Mann is director of the Center for Science, Sustainability and the Media at the University of Pennsylvania. He joins host Peter O’Dowd.
The cover of “Our Fragile Moment.” (Courtesy of Bold Type Books)
Book excerpt: ‘Our Fragile Moment: How Lessons from Earth’s Past Can Help Us Survive the Climate Crisis’
By Michael Mann
We live on a Goldilocks planet. It has water, an oxygen-rich atmosphere, and an ozone layer that protects life from damaging ultraviolet rays. It is neither too cold nor too hot, seemingly just right for life. Despite our ongoing search—which, with the recent advent of the James Webb telescope, now extends out nearly fourteen billion light years—we have thus far found no other planet in the universe with such benevolent conditions. It’s almost as if this planet, Earth, was custom made for us. And yet it wasn’t.

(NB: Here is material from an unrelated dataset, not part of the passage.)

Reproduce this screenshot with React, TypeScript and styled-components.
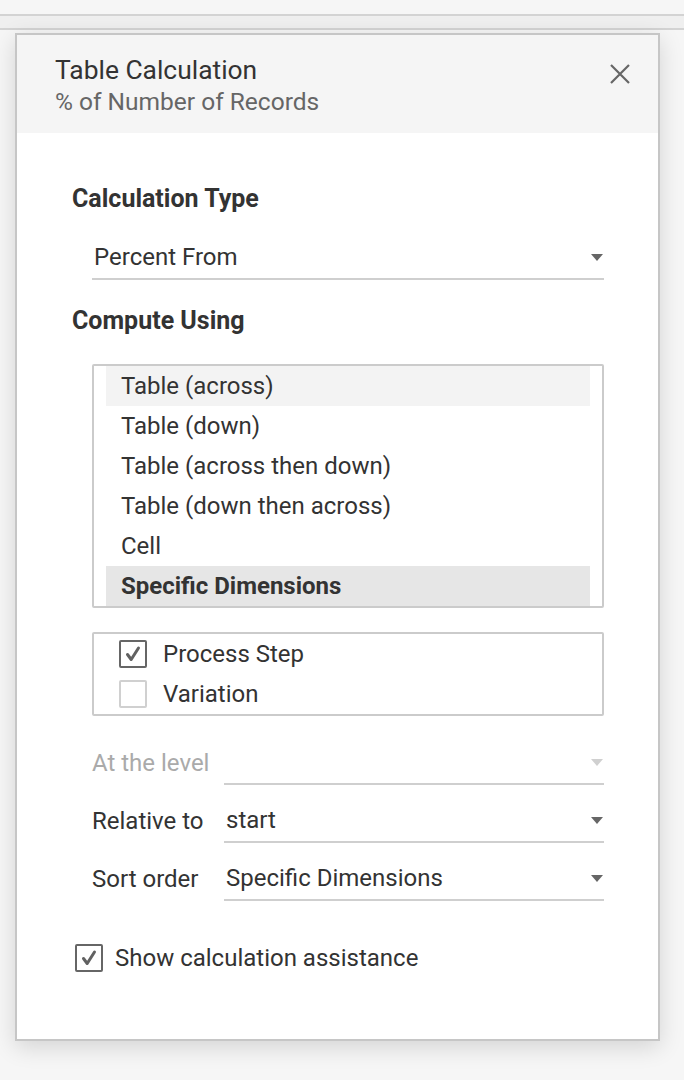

For the vast majority of its 4.54 billion years, Earth has proven it can manage just fine without human beings. The first hominids— proto-humans—emerged a little more than two million years ago. Only during the past 200,000 years have modern humans walked the Earth. And human civilizations have existed for only about 6000 or so years, 0.0001 percent of Earth’s history—a fleeting moment in geological time.
What is it that made this fragile yet benevolent moment of ours possible? Ironically, it’s the very same thing that now threatens us: climate change. The asteroid impact sixty-five million years ago
that generated a global dust storm chilled the planet, killing off the dinosaurs and paving the way for our ancestors, tiny shrew-sized proto-mammals that scurried about, hiding from their saurian predators. With the dinosaurs no longer around, these critters could now come out from the shadows, fill new niches, and gradually branch out to produce primates, apes, and eventually us. Though such an event would prove devastating for modern human civilization if it happened today, our real and urgent threat is from fossil fuel burning and carbon pollution, and it is warming, not cooling.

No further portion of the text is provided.